The request ▸
Report how many lines contain the word "this"; answer with the number only.

Records from a data source
-=-=-=-=-

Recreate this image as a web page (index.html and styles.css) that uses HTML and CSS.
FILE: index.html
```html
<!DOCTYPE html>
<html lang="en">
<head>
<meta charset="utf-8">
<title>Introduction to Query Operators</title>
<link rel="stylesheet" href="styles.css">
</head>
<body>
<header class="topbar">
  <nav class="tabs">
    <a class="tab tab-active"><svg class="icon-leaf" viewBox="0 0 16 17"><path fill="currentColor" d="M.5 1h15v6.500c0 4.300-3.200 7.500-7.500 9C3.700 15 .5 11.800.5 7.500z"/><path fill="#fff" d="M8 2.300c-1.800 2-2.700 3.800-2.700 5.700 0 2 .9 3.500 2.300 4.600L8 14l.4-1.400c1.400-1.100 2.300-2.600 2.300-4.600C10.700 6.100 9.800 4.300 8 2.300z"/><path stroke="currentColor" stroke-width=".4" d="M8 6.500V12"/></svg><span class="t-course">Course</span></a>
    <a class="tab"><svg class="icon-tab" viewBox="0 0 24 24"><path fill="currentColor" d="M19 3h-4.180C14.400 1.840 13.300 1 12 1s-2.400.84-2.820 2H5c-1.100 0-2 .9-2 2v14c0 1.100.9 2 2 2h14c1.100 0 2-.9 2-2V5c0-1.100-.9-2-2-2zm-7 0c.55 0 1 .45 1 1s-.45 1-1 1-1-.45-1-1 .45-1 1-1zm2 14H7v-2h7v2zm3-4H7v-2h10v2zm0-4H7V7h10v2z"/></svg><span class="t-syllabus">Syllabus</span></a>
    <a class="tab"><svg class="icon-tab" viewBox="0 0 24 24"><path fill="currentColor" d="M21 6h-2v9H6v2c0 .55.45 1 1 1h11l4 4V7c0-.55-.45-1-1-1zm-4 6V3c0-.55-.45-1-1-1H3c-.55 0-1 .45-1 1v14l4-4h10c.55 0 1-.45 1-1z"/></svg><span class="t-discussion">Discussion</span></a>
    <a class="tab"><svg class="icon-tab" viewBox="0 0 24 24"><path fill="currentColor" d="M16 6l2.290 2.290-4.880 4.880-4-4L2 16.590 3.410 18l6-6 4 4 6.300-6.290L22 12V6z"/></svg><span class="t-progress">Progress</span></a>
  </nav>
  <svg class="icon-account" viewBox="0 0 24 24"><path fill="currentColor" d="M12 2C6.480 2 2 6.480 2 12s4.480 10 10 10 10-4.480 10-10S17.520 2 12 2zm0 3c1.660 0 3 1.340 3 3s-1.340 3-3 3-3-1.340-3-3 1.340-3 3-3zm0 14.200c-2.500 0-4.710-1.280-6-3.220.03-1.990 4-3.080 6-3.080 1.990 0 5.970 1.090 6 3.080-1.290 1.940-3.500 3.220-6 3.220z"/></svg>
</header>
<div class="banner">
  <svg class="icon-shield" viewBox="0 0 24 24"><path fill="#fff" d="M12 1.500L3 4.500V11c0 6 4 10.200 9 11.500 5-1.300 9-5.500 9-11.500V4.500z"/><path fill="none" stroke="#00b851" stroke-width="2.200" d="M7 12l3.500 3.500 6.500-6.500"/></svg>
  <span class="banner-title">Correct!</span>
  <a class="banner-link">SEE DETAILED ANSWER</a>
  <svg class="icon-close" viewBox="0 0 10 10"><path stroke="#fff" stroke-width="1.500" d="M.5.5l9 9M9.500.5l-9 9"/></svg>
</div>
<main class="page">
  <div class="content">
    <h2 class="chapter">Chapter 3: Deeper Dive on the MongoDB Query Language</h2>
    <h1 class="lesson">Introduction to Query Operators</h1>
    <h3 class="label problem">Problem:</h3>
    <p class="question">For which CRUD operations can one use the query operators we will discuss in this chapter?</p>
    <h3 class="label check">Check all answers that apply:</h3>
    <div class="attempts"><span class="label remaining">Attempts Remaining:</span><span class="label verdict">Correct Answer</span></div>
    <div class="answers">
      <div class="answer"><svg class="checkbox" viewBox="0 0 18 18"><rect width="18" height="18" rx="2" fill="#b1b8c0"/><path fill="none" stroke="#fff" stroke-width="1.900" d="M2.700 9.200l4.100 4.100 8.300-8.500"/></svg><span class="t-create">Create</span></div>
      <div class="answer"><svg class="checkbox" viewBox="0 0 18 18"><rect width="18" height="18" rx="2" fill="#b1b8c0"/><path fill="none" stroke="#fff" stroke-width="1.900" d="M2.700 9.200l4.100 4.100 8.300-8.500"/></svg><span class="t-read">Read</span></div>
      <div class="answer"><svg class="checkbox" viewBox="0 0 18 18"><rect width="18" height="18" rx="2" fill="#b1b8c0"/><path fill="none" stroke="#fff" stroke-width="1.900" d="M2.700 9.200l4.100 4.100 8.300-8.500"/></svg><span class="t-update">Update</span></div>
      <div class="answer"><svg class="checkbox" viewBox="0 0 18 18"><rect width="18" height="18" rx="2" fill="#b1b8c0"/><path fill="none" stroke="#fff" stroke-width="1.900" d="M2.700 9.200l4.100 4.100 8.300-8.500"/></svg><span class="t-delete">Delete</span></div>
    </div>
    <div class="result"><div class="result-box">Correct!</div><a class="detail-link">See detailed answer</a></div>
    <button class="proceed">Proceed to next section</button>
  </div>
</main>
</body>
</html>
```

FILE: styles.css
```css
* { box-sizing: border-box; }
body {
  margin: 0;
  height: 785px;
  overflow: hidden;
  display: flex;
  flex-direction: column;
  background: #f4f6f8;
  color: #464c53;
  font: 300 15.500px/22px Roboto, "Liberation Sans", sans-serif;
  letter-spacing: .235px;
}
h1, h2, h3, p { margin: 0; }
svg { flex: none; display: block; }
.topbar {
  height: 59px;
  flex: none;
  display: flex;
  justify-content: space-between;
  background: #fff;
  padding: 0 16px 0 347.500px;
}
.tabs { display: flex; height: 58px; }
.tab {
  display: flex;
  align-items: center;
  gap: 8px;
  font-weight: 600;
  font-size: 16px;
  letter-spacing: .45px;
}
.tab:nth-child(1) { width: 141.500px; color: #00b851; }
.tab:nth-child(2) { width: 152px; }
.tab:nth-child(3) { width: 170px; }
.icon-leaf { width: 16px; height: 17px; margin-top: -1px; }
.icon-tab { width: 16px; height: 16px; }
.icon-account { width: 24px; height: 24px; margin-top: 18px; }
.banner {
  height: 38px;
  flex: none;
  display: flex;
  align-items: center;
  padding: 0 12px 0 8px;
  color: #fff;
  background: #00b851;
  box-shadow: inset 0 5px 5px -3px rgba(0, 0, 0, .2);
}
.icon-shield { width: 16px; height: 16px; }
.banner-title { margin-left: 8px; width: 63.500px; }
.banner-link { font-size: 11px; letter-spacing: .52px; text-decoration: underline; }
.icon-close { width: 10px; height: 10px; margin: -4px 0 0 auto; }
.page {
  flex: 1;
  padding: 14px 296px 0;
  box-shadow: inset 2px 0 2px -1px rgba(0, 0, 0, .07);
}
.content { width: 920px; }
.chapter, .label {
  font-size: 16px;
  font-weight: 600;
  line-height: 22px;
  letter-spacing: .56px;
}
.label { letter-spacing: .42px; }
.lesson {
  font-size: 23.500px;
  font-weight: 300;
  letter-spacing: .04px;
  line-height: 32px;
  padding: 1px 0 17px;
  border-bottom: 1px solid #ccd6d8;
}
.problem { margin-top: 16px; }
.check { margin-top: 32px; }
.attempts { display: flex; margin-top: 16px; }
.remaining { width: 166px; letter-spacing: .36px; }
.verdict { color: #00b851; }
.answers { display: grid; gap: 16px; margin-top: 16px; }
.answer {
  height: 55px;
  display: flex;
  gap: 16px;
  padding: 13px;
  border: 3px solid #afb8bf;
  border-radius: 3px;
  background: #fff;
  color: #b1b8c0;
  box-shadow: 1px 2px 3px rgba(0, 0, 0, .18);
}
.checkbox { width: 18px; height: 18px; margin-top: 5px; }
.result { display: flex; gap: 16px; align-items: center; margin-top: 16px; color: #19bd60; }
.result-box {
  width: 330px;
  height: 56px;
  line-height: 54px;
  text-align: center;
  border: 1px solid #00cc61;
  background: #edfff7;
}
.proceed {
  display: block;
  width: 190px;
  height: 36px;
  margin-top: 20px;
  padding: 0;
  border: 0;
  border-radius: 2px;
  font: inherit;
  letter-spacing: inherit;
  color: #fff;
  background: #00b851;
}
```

-=-=-=-=-

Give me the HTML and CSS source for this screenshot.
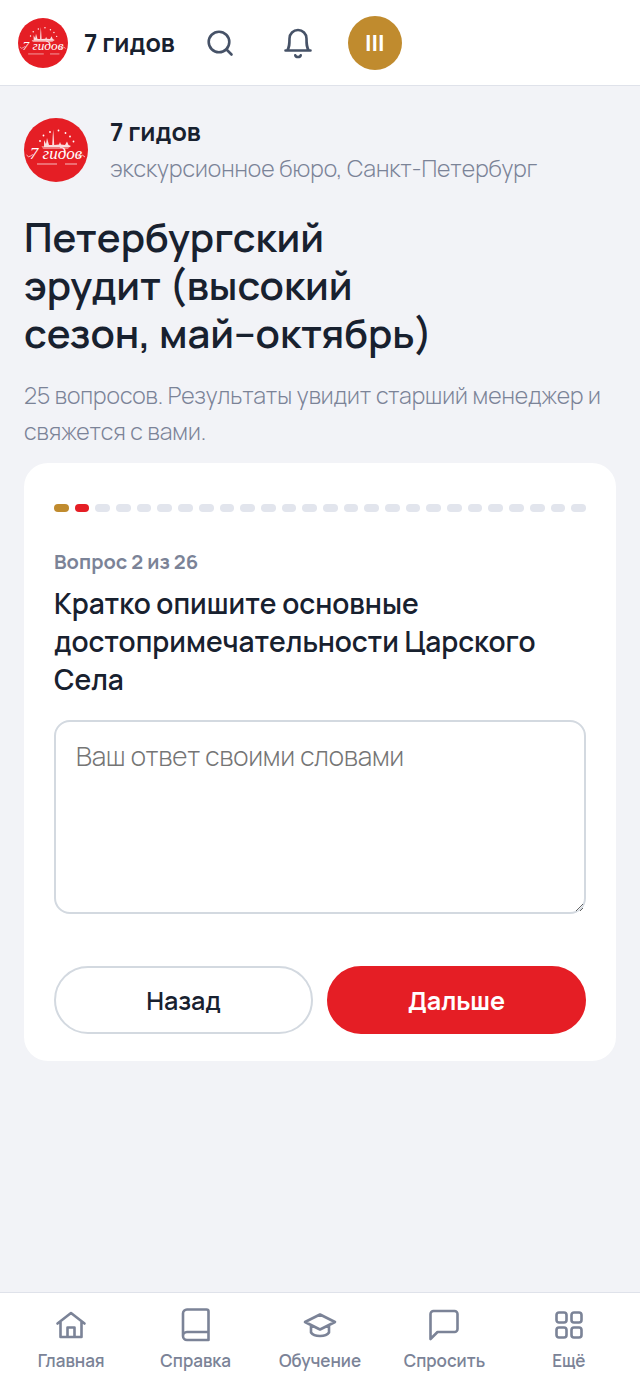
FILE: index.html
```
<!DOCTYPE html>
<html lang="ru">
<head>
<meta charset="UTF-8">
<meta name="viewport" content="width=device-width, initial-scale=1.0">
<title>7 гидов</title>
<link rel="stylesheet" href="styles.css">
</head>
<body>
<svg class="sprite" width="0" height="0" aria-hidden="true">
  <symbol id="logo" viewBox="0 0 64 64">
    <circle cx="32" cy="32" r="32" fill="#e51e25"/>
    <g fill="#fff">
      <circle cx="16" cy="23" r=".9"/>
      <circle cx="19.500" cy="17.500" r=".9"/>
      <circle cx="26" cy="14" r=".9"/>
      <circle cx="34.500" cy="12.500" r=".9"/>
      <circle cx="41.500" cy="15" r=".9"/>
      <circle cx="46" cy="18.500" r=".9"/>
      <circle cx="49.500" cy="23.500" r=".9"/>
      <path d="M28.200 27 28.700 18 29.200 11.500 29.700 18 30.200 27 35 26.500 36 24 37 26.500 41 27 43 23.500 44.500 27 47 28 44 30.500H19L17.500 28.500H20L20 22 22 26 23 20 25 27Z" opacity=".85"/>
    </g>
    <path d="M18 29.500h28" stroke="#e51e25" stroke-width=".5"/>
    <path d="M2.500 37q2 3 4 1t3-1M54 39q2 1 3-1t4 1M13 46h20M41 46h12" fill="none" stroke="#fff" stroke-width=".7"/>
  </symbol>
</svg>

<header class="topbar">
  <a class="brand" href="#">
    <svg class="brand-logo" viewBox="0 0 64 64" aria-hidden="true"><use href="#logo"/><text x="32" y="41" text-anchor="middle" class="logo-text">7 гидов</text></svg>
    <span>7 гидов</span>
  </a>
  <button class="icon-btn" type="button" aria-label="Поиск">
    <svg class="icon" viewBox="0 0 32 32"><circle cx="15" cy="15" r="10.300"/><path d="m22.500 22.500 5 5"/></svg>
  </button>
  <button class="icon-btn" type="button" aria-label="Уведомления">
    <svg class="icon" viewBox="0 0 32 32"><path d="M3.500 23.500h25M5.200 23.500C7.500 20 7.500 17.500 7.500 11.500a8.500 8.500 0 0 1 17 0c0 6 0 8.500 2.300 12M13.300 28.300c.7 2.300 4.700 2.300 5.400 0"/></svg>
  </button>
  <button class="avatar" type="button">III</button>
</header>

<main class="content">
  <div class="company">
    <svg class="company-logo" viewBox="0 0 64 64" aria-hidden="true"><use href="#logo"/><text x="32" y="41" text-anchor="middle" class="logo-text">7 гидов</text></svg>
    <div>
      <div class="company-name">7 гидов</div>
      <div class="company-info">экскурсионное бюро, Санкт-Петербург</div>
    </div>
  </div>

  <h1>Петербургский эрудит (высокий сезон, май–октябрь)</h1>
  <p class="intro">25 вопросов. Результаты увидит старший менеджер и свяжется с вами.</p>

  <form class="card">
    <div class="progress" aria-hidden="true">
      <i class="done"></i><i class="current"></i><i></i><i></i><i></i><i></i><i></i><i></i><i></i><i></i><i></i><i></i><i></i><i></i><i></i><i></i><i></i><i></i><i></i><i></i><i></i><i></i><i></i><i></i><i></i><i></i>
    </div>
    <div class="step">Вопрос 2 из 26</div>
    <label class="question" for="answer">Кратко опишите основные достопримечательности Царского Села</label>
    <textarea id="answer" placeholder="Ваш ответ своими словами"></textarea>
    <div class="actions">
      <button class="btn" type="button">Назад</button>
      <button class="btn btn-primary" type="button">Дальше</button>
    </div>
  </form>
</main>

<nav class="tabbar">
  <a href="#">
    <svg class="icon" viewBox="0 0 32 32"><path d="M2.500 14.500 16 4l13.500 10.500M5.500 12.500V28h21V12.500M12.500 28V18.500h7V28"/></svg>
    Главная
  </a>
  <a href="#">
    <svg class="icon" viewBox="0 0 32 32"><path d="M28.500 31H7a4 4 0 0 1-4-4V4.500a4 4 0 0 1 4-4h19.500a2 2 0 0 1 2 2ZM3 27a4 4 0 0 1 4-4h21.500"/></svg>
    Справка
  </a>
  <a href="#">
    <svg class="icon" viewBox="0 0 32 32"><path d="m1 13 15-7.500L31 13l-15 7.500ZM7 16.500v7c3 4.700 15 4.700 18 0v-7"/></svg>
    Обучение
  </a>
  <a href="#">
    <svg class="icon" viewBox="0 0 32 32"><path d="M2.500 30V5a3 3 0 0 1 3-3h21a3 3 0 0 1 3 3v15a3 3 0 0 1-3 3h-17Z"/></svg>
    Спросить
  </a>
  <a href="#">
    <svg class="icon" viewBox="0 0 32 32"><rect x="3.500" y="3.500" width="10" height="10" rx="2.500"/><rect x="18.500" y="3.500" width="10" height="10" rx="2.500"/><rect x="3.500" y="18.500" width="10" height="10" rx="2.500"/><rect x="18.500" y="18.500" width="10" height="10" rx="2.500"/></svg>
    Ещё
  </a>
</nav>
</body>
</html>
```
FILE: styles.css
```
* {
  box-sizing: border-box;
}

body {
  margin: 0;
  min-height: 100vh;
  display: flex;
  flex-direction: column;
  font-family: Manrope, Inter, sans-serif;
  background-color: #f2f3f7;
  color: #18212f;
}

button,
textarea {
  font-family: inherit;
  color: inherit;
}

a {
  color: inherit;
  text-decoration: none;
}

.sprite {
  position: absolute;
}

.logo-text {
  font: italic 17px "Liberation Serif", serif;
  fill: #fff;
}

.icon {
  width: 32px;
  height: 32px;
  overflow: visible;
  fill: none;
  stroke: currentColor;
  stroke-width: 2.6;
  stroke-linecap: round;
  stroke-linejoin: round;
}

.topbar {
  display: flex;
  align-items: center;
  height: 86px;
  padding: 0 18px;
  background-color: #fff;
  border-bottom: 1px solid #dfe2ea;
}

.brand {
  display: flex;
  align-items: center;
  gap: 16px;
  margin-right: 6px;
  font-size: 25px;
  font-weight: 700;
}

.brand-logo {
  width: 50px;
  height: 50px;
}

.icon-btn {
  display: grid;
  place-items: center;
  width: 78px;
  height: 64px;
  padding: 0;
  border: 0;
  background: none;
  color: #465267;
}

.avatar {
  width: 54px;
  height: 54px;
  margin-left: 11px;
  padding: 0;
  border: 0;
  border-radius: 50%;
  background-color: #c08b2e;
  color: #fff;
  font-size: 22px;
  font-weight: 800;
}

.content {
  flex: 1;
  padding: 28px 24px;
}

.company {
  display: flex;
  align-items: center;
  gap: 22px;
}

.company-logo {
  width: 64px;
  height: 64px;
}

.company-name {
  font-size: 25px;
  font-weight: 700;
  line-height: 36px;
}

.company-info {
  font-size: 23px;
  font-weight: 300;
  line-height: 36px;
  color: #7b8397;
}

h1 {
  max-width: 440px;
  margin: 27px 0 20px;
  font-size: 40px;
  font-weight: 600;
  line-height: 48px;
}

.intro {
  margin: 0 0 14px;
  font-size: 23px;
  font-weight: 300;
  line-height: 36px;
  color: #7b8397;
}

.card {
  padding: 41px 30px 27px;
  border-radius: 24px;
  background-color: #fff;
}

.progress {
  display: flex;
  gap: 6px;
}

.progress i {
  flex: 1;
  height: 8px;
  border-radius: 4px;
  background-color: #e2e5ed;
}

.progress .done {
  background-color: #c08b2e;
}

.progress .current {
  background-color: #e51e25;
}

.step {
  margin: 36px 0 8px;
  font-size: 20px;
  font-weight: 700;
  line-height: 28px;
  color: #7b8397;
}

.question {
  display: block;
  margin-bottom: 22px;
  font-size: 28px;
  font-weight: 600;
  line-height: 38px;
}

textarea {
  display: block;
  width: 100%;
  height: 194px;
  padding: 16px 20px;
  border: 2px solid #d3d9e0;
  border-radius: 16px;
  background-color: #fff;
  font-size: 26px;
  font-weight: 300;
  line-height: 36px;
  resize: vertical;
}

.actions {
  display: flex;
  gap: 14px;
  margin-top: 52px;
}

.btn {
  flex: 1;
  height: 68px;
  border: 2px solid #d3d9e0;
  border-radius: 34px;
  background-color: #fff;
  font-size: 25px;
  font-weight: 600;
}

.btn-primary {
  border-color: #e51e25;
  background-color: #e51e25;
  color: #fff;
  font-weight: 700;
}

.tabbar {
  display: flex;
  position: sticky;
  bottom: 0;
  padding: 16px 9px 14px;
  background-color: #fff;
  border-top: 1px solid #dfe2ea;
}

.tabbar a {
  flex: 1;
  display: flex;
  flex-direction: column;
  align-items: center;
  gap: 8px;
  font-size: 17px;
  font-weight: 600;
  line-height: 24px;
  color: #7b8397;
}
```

-=-=-=-=-

Written answer ▸
3